- [PROVIDED MATERIAL]:
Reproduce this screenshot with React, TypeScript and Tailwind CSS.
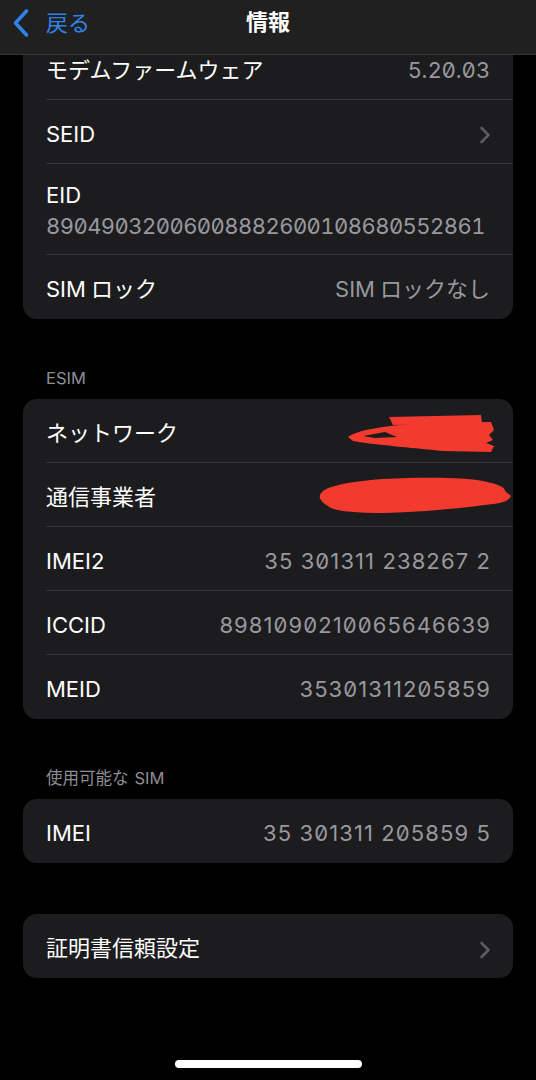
import React from "react";

const font = "font-['Inter','Noto_Sans_CJK_JP',sans-serif]";

function Chevron() {
  return (
    <svg width="12" height="18" viewBox="0 0 12 18" className="shrink-0 mr-[-1px] mt-[3px]">
      <path d="M2.5 2 L9.5 9 L2.5 16" fill="none" stroke="#5b5b60" strokeWidth="2.6" strokeLinecap="round" strokeLinejoin="round" />
    </svg>
  );
}

function Row({ label, value, chevron, last, num, children }: { label: React.ReactNode; value?: React.ReactNode; chevron?: boolean; last?: boolean; num?: boolean; children?: React.ReactNode }) {
  return (
    <div className="relative pl-[23px]">
      <div className={`flex items-center justify-between pr-[23px] h-[64px] pt-[4px] ${last ? "" : "border-b border-[#36363a]"}`}>
        <span className="text-[22px] text-white leading-[30px] whitespace-nowrap">{label}</span>
        {value && (
          <span className={`text-[22px] text-[#98989e] leading-[30px] slashed-zero whitespace-nowrap ${num ? "tracking-[1.1px] mr-[-1px]" : ""}`}>{value}</span>
        )}
        {chevron && <Chevron />}
      </div>
      {children}
    </div>
  );
}

function Card({ children, className = "" }: { children: React.ReactNode; className?: string }) {
  return <div className={`mx-[23px] rounded-[14px] bg-[#1c1c1e] overflow-hidden ${className}`}>{children}</div>;
}

function Header({ children }: { children: React.ReactNode }) {
  return <div className="pt-[49px] pb-[11px] pl-[46px] text-[16.5px] leading-[20px] text-[#8e8e93]">{children}</div>;
}

export default function App() {
  return (
    <div className={`relative min-h-[1080px] w-[536px] bg-black overflow-hidden ${font}`}>
      {/* nav bar overlay */}
      <div className="absolute top-0 left-0 right-0 z-10 h-[55px] bg-[#202020] border-b border-[#363636] flex items-center">
        <div className="flex items-center pl-[11px] mt-[-9px]">
          <svg width="20" height="30" viewBox="0 0 20 30">
            <path d="M15.5 3 L4.5 15 L15.5 27" fill="none" stroke="#2f83e6" strokeWidth="3.6" strokeLinecap="round" strokeLinejoin="round" />
          </svg>
          <span className="ml-[15px] text-[22px] leading-[28px] text-[#2f83e6]">戻る</span>
        </div>
        <div className="absolute left-0 right-0 top-[8px] text-center text-white text-[22px] leading-[28px] font-bold pointer-events-none">情報</div>
      </div>

      <div className="pt-[36px]">
        <Card>
          <Row label="モデムファームウェア" value={<span className="tracking-[0.4px]">5.20.03</span>} />
          <Row label="SEID" chevron />
          <div className="pl-[23px]">
            <div className="pr-[23px] pt-[16px] pb-[12px] border-b border-[#36363a]">
              <div className="text-[22px] text-white leading-[30px]">EID</div>
              <div className="text-[22px] text-[#98989e] leading-[32px] tabular-nums slashed-zero tracking-[-0.55px] whitespace-nowrap">89049032006008882600108680552861</div>
            </div>
          </div>
          <Row label={<><span className="mr-[5px]">SIM</span>ロック</>} value={<><span className="mr-[5px]">SIM</span>ロックなし</>} last />
        </Card>

        <Header>ESIM</Header>
        <Card>
          <Row label="ネットワーク">
            <svg className="absolute inset-0 pointer-events-none" width="489" height="64" viewBox="0 0 489 64">
              <path d="M366 18 L458 16 L459 24 L370 26 Z" fill="#f33a2e" />
              <path d="M325 38 C335 30 370 26 400 24 L468 23 L471 31 L466 36 L470 41 L463 44 L471 47 L468 53 L420 52 C390 49 345 45 330 42 Z" fill="#f33a2e" />
              <path d="M340 37 L362 33 L374 38 L352 39 Z" fill="#1c1c1e" />
            </svg>
          </Row>
          <Row label="通信事業者">
            <svg className="absolute inset-0 pointer-events-none" width="489" height="64" viewBox="0 0 489 64">
              <path d="M297 32 C300 24 320 19 360 16 C400 14 440 14 460 18 C475 21 482 24 482 28 L488 33 C486 38 478 40 470 41 C440 45 400 49 360 50 C330 50 310 48 305 43 C298 39 296 35 297 32 Z" fill="#f33a2e" />
            </svg>
          </Row>
          <Row label="IMEI2" value="35 301311 238267 2" num />
          <Row label="ICCID" value="8981090210065646639" num />
          <Row label="MEID" value="35301311205859" num last />
        </Card>

        <Header><span className="mr-[6px]">使用可能な</span>SIM</Header>
        <Card>
          <Row label="IMEI" value="35 301311 205859 5" num last />
        </Card>

        <Card className="mt-[51px]">
          <Row label="証明書信頼設定" chevron last />
        </Card>

        <div className="mt-[82px] flex justify-center">
          <div className="w-[187px] h-[8px] rounded-full bg-white" />
        </div>
      </div>
    </div>
  );
}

- [WHAT YOU NEED TO DO]: Return each line of the data, keeping its wording exact and omitting pictures.

- [TASK OUTPUT]:
Reproduce this screenshot with React, TypeScript and Tailwind CSS.
import React from "react";

const font = "font-['Inter','Noto_Sans_CJK_JP',sans-serif]";

function Chevron() {
  return (
    <svg width="12" height="18" viewBox="0 0 12 18" className="shrink-0 mr-[-1px] mt-[3px]">
      <path d="M2.5 2 L9.5 9 L2.5 16" fill="none" stroke="#5b5b60" strokeWidth="2.6" strokeLinecap="round" strokeLinejoin="round" />
    </svg>
  );
}

function Row({ label, value, chevron, last, num, children }: { label: React.ReactNode; value?: React.ReactNode; chevron?: boolean; last?: boolean; num?: boolean; children?: React.ReactNode }) {
  return (
    <div className="relative pl-[23px]">
      <div className={`flex items-center justify-between pr-[23px] h-[64px] pt-[4px] ${last ? "" : "border-b border-[#36363a]"}`}>
        <span className="text-[22px] text-white leading-[30px] whitespace-nowrap">{label}</span>
        {value && (
          <span className={`text-[22px] text-[#98989e] leading-[30px] slashed-zero whitespace-nowrap ${num ? "tracking-[1.1px] mr-[-1px]" : ""}`}>{value}</span>
        )}
        {chevron && <Chevron />}
      </div>
      {children}
    </div>
  );
}

function Card({ children, className = "" }: { children: React.ReactNode; className?: string }) {
  return <div className={`mx-[23px] rounded-[14px] bg-[#1c1c1e] overflow-hidden ${className}`}>{children}</div>;
}

function Header({ children }: { children: React.ReactNode }) {
  return <div className="pt-[49px] pb-[11px] pl-[46px] text-[16.5px] leading-[20px] text-[#8e8e93]">{children}</div>;
}

export default function App() {
  return (
    <div className={`relative min-h-[1080px] w-[536px] bg-black overflow-hidden ${font}`}>
      {/* nav bar overlay */}
      <div className="absolute top-0 left-0 right-0 z-10 h-[55px] bg-[#202020] border-b border-[#363636] flex items-center">
        <div className="flex items-center pl-[11px] mt-[-9px]">
          <svg width="20" height="30" viewBox="0 0 20 30">
            <path d="M15.5 3 L4.5 15 L15.5 27" fill="none" stroke="#2f83e6" strokeWidth="3.6" strokeLinecap="round" strokeLinejoin="round" />
          </svg>
          <span className="ml-[15px] text-[22px] leading-[28px] text-[#2f83e6]">戻る</span>
        </div>
        <div className="absolute left-0 right-0 top-[8px] text-center text-white text-[22px] leading-[28px] font-bold pointer-events-none">情報</div>
      </div>

      <div className="pt-[36px]">
        <Card>
          <Row label="モデムファームウェア" value={<span className="tracking-[0.4px]">5.20.03</span>} />
          <Row label="SEID" chevron />
          <div className="pl-[23px]">
            <div className="pr-[23px] pt-[16px] pb-[12px] border-b border-[#36363a]">
              <div className="text-[22px] text-white leading-[30px]">EID</div>
              <div className="text-[22px] text-[#98989e] leading-[32px] tabular-nums slashed-zero tracking-[-0.55px] whitespace-nowrap">89049032006008882600108680552861</div>
            </div>
          </div>
          <Row label={<><span className="mr-[5px]">SIM</span>ロック</>} value={<><span className="mr-[5px]">SIM</span>ロックなし</>} last />
        </Card>

        <Header>ESIM</Header>
        <Card>
          <Row label="ネットワーク">
            <svg className="absolute inset-0 pointer-events-none" width="489" height="64" viewBox="0 0 489 64">
              <path d="M366 18 L458 16 L459 24 L370 26 Z" fill="#f33a2e" />
              <path d="M325 38 C335 30 370 26 400 24 L468 23 L471 31 L466 36 L470 41 L463 44 L471 47 L468 53 L420 52 C390 49 345 45 330 42 Z" fill="#f33a2e" />
              <path d="M340 37 L362 33 L374 38 L352 39 Z" fill="#1c1c1e" />
            </svg>
          </Row>
          <Row label="通信事業者">
            <svg className="absolute inset-0 pointer-events-none" width="489" height="64" viewBox="0 0 489 64">
              <path d="M297 32 C300 24 320 19 360 16 C400 14 440 14 460 18 C475 21 482 24 482 28 L488 33 C486 38 478 40 470 41 C440 45 400 49 360 50 C330 50 310 48 305 43 C298 39 296 35 297 32 Z" fill="#f33a2e" />
            </svg>
          </Row>
          <Row label="IMEI2" value="35 301311 238267 2" num />
          <Row label="ICCID" value="8981090210065646639" num />
          <Row label="MEID" value="35301311205859" num last />
        </Card>

        <Header><span className="mr-[6px]">使用可能な</span>SIM</Header>
        <Card>
          <Row label="IMEI" value="35 301311 205859 5" num last />
        </Card>

        <Card className="mt-[51px]">
          <Row label="証明書信頼設定" chevron last />
        </Card>

        <div className="mt-[82px] flex justify-center">
          <div className="w-[187px] h-[8px] rounded-full bg-white" />
        </div>
      </div>
    </div>
  );
}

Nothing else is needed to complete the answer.